The Chanticleers have a .680 winning percentage since 2000, ranking among the best in the nation. They’re the first non-power conference team since Fresno State in 2008 to win the title. In the last 50 years, the only other non-power conference baseball champions are Cal State Fullerton (1979, 1995, 2004) Wichita State (1989), Pepperdine (1992) and Rice (2003).

“Me personally, I don’t think we’ve been a mid-major baseball program for a while,” Gilmore said. “I surely don’t tell that to my kids. I tell them I think we’re a top four or five ACC-caliber club, that we can play with the SEC at times, that we don’t shy away from anyone.

“We’re a mid-major because we’re a 10,000-population school and we had (FBC) football, and you kind of get stigmatized by that.”

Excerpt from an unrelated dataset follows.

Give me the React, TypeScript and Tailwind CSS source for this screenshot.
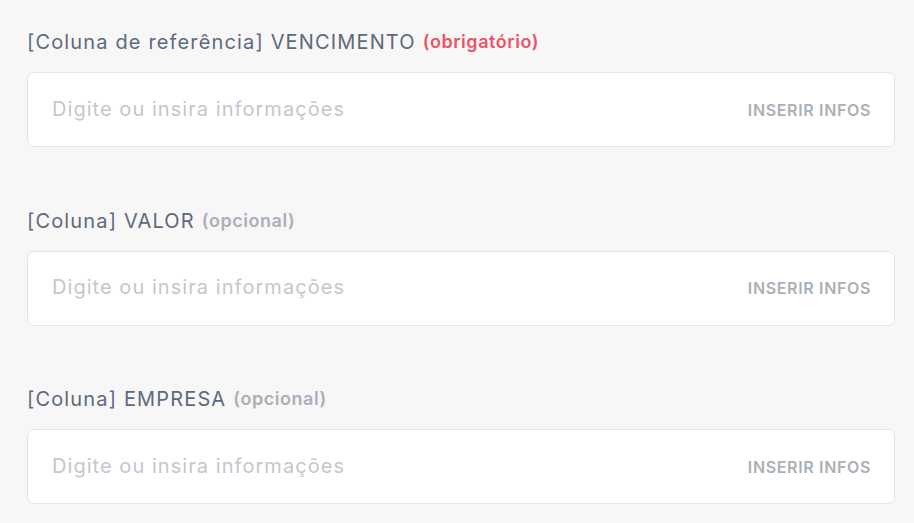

Coastal Carolina capitalized on two errors on the same play to score four unearned runs in the sixth inning of a game delayed a day by bad weather.

It was worth the wait.

“Whenever I die, I’ll know this group of guys here, they willed themselves to be the national champion,” Gilmore said. “It was just meant to be, no doubt. If there is such a thing as a team of destiny, this group is it.”

Coastal Carolina (55-18) became the first team since Minnesota in 1956 to win the title in its first CWS appearance. Arizona (49-24) was trying for its second national title since 2012 but came up just short in a season in which it was picked to finish ninth in the Pac-12.

“Amazing season, and they’re a deserving champion,” first-year coach Jay Johnson said of the Chanticleers. “We played as good as we possibly could this year, and they’re the best team we’ve played, in my opinion.”

Andrew Beckwith (15-1), the national leader in wins, went 5 2/3 innings after pitching two complete games and picked up his third victory of the CWS. He was named the Most Outstanding Player.

“He’s been coaching for 21 years, and he deserves every bit of it,” Beckwith said of Gilmore. “We got him to Omaha and we got him a national championship. The senior class, the hard work in the fall, the dedication of the guys who don’t play much. It doesn’t go unnoticed. It was a full team effort the whole College World Series, and we got it done.”

Alex Cunningham earned his first save, striking out Ryan Haug with a full-count fastball to end the game after Arizona had pulled within one in the bottom of the ninth. When Haug swung and missed, Cunningham turned to his dugout, beat his chest with his fist three times and saluted before flipping his glove away to start the celebration.